Tantangan dan Peluang Komunikasi Politik di TikTok
Meskipun TikTok memberikan peluang baru dalam komunikasi politik, platform ini juga dihadapkan pada tantangan tertentu. “Potensi penyebaran disinformasi, pesan politik yang kurang substansial, dan algoritma yang menekankan konten viral menjadi tantangan yang harus diatasi” (Oparaugo, 202:87) mencatat bahwa politisi sering kali lebih fokus pada pesan negatif, ujaran kebencian, hoaks dan berita palsu untuk mendapatkan perhatian dibandingkan memberikan informasi yang substansial.
Tantangan lain yang perlu diatasi dalam kampanye politik di TikTok adalah maraknya hujatan dan penggiringan opini. Dalam proses kampanye di media digital ini terdapat risiko tinggi bahwa politisi dapat menjadi sasaran hujatan atau manipulasi opini dari pihak yang tidak setuju. Ujaran kebencian dapat dengan mudah menyebar dan dapat memengaruhi persepsi publik terhadap seorang politisi atau partai. Oleh karena itu, politisi perlu mempertimbangkan strategi yang efektif untuk menanggapi komentar negatif dan memastikan bahwa kampanye mereka tidak terperangkap dalam lingkaran penggiringan opini yang dapat merugikan reputasi mereka.

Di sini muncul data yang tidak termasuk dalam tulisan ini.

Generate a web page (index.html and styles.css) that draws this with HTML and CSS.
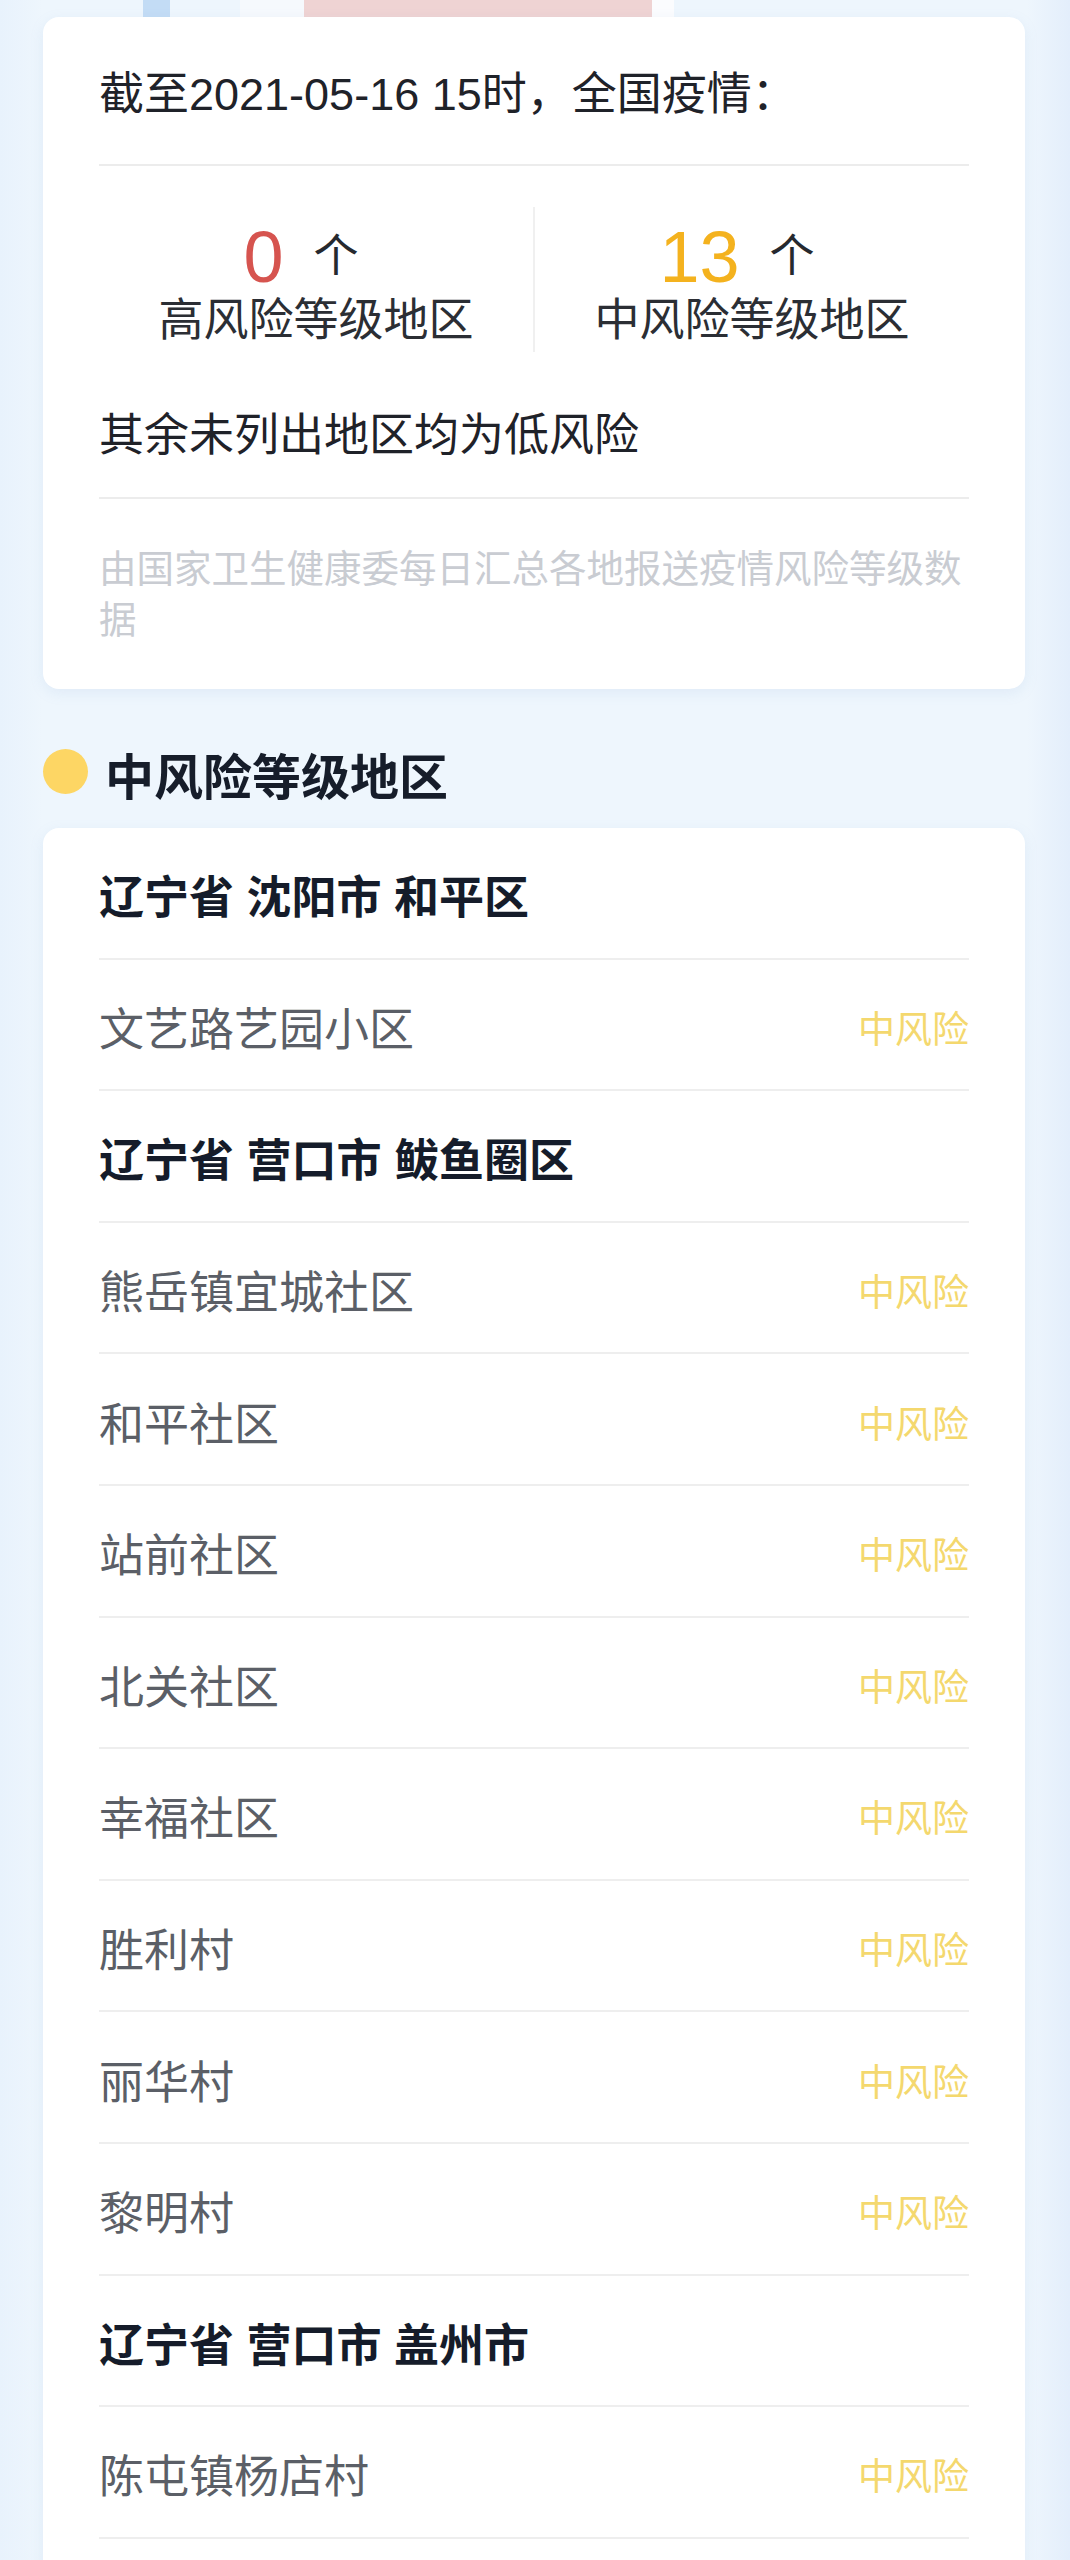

Di tengah tantangan tersebut, terdapat peluang dalam penggunaan TikTok untuk komunikasi politik. Basis pengguna yang mayoritas terdiri dari generasi muda menciptakan potensi untuk mendekatkan politisi dengan pemilih yang mungkin lebih responsif terhadap format konten yang kreatif. Video pendek, musik dan efek visual dapat digunakan sebagai alat untuk menyampaikan pesan politik dengan cara yang inovatif dan menarik. Adanya fitur live streaming juga memberikan kesempatan untuk interaksi langsung antara politisi dan pemilih, membangun hubungan yang lebih personal.
Dalam perspektif positif TikTok bukan hanya sekedar platform kampanye, melainkan juga cermin dinamika kompleks dalam komunikasi politik di era digital.
Politisi yang mampu mengelola pesan secara efektif, menunjukkan kreativitas dalam penyampaian ide, dan menjaga integritas informasi akan lebih mungkin meraih keberhasilan dalam kampanye politik di platform ini.
Secara keseluruhan, penggunaan TikTok dalam kampanye politik membawa sejumlah tantangan, termasuk potensi penyebaran disinformasi dan risiko ujaran kebencian. Namun, di tengah tantangan tersebut, terdapat peluang untuk menciptakan komunikasi politik yang inovatif, terutama dengan basis pengguna TikTok yang mayoritas terdiri dari generasi muda. (Nanda Azzahra
Mahasiswa Komunikasi Digital dan Media).